SPARK draws purse strings

Technology VC investor, NewMedia SPARK is treading carefully in the current climate and has implemented a 35% reduction in headcount, as well as portfolio write-downs. The firm has also postponed its international expansion plans in order to conserve cash and wait for a more profitable time to enter its chosen markets.

“In view of the extremely difficult market conditions and a worsening general commercial environment, we wrote down the value of our portfolio including both realised and unrealised adjustments by a net £37.7 million during the six month period to 30 September,” said Michael Whitaker, CEO of NewMedia SPARK.

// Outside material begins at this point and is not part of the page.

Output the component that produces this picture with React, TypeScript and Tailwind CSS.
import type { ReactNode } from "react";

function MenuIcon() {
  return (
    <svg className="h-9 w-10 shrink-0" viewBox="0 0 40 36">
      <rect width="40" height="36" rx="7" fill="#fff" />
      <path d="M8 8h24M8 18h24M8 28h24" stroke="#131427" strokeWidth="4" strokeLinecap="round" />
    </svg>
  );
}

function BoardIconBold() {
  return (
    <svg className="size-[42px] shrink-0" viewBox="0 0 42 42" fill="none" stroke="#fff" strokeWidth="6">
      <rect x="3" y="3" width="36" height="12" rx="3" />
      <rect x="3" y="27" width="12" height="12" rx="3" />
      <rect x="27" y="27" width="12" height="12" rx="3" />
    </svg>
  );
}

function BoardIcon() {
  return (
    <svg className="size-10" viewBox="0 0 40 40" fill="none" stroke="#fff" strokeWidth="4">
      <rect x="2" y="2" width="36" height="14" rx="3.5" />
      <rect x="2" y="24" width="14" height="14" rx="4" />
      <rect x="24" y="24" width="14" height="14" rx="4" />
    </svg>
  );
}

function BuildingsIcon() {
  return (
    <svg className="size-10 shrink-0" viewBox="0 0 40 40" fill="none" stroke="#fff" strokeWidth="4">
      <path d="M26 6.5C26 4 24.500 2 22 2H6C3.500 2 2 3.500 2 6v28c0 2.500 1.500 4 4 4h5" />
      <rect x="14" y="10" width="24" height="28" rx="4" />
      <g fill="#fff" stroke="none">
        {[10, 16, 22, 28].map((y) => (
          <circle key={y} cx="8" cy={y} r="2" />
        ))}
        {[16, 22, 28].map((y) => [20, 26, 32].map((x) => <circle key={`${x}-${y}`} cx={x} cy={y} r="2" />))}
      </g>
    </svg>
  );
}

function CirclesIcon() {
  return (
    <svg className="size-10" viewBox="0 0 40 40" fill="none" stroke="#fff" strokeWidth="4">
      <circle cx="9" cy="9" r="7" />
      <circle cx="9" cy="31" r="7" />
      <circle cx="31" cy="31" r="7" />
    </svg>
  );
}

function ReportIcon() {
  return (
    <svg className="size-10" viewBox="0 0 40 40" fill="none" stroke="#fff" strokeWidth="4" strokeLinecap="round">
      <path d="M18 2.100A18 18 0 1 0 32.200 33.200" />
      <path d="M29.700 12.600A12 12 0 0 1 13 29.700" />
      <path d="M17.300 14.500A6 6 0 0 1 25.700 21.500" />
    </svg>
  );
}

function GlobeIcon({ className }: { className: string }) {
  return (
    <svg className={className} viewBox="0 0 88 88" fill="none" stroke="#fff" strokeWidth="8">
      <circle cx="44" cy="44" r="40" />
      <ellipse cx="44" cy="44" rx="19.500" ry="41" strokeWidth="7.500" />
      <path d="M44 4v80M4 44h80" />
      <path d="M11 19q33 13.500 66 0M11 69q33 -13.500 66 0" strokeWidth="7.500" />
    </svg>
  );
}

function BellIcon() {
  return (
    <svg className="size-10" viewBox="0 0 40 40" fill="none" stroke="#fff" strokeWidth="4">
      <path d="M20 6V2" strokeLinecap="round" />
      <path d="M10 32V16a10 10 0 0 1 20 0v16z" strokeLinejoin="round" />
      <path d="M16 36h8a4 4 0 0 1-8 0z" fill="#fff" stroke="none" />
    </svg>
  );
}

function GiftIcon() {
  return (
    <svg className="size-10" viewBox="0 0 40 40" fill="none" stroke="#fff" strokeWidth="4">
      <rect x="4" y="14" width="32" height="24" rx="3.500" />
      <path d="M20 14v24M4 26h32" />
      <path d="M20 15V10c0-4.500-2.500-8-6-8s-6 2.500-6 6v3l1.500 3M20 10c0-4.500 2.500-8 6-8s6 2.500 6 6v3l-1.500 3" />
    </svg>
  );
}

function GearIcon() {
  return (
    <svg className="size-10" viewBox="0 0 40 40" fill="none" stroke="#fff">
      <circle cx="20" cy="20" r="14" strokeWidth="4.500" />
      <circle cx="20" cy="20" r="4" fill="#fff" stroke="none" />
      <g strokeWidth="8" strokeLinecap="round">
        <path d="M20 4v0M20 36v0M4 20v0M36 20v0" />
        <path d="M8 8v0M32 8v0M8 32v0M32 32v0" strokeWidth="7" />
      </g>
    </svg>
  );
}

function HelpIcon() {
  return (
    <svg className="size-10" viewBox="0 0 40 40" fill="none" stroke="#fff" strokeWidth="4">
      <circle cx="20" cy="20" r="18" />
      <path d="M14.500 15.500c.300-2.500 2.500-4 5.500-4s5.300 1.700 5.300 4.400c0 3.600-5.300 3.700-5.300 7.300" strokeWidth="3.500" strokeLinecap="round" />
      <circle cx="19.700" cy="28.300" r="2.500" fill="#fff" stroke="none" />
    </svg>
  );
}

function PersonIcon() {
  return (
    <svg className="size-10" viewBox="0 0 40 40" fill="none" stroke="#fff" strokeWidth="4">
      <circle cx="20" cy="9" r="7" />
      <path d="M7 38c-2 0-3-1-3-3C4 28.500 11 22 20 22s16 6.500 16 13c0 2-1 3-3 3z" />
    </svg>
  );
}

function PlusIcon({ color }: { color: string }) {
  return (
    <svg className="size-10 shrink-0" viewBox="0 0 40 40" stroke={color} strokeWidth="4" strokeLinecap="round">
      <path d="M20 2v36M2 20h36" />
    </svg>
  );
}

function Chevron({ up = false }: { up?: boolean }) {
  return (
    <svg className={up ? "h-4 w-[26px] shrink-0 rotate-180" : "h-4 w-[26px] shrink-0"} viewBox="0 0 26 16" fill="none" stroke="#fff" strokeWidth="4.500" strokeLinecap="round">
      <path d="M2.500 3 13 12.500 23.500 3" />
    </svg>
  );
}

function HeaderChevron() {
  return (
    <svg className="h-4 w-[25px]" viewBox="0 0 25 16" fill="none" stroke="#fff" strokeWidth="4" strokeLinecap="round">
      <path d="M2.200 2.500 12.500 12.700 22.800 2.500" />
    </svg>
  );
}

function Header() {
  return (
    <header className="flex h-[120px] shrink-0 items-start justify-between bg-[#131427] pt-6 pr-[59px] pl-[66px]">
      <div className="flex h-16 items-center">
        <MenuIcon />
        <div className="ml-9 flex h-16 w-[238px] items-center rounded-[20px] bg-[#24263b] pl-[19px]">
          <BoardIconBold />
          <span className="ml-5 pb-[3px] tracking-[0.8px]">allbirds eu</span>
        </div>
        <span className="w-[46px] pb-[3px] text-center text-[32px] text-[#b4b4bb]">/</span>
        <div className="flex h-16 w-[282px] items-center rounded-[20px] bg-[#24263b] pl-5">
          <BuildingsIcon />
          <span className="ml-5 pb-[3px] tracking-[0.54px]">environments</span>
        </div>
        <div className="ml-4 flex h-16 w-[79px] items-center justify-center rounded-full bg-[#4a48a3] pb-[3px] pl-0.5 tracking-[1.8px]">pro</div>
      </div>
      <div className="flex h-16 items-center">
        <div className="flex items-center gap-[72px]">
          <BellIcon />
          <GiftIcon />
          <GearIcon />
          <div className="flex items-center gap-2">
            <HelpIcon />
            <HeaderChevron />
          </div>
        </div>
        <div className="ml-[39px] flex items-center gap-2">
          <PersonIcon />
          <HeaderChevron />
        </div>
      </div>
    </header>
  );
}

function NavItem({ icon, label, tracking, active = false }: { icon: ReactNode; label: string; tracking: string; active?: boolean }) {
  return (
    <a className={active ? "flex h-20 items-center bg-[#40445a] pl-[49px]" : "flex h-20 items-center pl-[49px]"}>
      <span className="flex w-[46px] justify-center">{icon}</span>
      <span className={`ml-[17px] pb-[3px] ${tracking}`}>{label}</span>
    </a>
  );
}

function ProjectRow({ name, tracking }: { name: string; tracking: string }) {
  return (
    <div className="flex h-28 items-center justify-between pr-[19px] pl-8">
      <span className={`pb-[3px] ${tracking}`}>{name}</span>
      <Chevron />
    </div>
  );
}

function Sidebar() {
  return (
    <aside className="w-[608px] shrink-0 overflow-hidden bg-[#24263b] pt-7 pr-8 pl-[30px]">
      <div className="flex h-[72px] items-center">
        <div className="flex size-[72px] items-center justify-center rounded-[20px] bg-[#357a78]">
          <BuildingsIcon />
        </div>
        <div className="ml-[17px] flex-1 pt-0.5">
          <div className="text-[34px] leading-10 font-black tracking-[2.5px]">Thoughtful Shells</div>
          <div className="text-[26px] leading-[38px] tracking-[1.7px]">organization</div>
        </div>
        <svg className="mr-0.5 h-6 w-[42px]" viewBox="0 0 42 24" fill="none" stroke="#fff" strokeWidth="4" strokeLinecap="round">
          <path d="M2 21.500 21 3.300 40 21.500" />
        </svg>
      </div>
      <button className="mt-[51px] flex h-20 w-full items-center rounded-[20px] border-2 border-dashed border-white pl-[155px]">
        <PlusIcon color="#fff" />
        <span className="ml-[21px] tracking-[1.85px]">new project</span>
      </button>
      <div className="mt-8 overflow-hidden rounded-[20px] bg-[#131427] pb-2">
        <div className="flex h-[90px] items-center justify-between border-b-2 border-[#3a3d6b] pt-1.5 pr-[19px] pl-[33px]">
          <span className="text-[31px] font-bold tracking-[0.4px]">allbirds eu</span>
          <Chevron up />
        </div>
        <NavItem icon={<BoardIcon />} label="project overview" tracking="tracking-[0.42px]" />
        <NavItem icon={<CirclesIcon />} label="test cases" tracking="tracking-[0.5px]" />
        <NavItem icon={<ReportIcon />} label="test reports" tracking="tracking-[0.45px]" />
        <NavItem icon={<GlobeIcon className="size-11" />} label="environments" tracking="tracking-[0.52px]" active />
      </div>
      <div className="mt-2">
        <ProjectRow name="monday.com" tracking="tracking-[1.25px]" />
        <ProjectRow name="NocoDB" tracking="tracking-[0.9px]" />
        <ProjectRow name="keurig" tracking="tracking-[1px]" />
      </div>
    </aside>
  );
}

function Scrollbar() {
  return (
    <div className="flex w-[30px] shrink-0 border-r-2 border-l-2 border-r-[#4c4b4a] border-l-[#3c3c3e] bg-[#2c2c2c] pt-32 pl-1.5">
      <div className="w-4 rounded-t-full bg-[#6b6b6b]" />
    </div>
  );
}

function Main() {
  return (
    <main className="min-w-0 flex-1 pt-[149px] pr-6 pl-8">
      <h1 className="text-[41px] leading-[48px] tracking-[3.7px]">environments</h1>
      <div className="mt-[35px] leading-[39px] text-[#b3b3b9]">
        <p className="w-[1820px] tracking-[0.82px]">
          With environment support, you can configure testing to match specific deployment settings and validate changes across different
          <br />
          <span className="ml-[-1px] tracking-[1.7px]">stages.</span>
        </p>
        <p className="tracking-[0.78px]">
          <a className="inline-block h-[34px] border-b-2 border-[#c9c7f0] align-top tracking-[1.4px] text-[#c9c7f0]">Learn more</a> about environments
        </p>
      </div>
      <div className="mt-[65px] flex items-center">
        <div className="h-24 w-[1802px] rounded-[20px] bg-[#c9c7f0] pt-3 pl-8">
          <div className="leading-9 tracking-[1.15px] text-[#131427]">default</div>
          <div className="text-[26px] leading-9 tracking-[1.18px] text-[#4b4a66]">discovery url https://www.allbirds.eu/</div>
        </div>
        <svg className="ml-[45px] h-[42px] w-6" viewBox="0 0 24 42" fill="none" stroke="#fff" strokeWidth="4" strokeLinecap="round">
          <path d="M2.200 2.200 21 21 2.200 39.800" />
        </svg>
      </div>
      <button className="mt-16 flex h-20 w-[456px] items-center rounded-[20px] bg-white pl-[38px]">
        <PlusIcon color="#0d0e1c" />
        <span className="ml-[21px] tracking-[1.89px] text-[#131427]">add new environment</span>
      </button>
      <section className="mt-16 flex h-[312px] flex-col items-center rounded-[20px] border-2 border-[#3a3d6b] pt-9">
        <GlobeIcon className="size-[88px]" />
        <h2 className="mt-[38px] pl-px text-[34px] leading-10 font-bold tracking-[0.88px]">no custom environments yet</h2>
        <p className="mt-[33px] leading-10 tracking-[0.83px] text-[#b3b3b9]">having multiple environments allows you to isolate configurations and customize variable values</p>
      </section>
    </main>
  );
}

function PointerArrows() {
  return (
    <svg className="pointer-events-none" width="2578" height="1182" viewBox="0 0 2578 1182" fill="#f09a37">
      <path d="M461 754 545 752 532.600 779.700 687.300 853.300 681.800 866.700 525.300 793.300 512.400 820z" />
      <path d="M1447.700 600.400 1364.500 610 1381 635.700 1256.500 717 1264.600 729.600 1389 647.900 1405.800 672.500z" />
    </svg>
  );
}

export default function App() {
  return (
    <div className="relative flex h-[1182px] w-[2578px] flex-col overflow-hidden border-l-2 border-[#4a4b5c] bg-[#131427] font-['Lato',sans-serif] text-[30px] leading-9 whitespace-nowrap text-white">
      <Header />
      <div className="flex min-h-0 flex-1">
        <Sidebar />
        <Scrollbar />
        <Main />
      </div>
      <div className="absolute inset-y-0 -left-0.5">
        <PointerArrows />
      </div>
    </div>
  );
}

SPARK has substantially reduced its central operating costs in order to conserve cash and maximise the efficiency of its operational resources. This included a deferral of expansion plans in India and Spain as well as headcount reductions in London, Stockholm and Berlin. Earlier this year, executive director Tony Sarin left the firm to become chief executive officer of Numerica Group. He maintains his involvement with SPARK by continuing to work with the team as non-executive director.

Going forward, Whitaker predicts that annualised central costs will be £4.5 million per annum, compared with £7 million per annum previously.

Spark’s cash reserves fell by £41.5 million to £35 million for the six-month period. Of this amount, £15.6 million was used for the purchase of GlobalNet and Spütz – see evcj September, page 20. SPARK expects its cash position to improve through disposals of investments, such as its shares held in Deutsche Börse, valued at £19.9 million as at 30 September.

In October, the firm announced the disposal of three of its portfolio companies, Global Euronet, Dataroam and Clipserver – see evcj November, page 24. The investor netted aggregate cash consideration of £4.7 million on investments with a net cash acquisition cost of £4.3 million.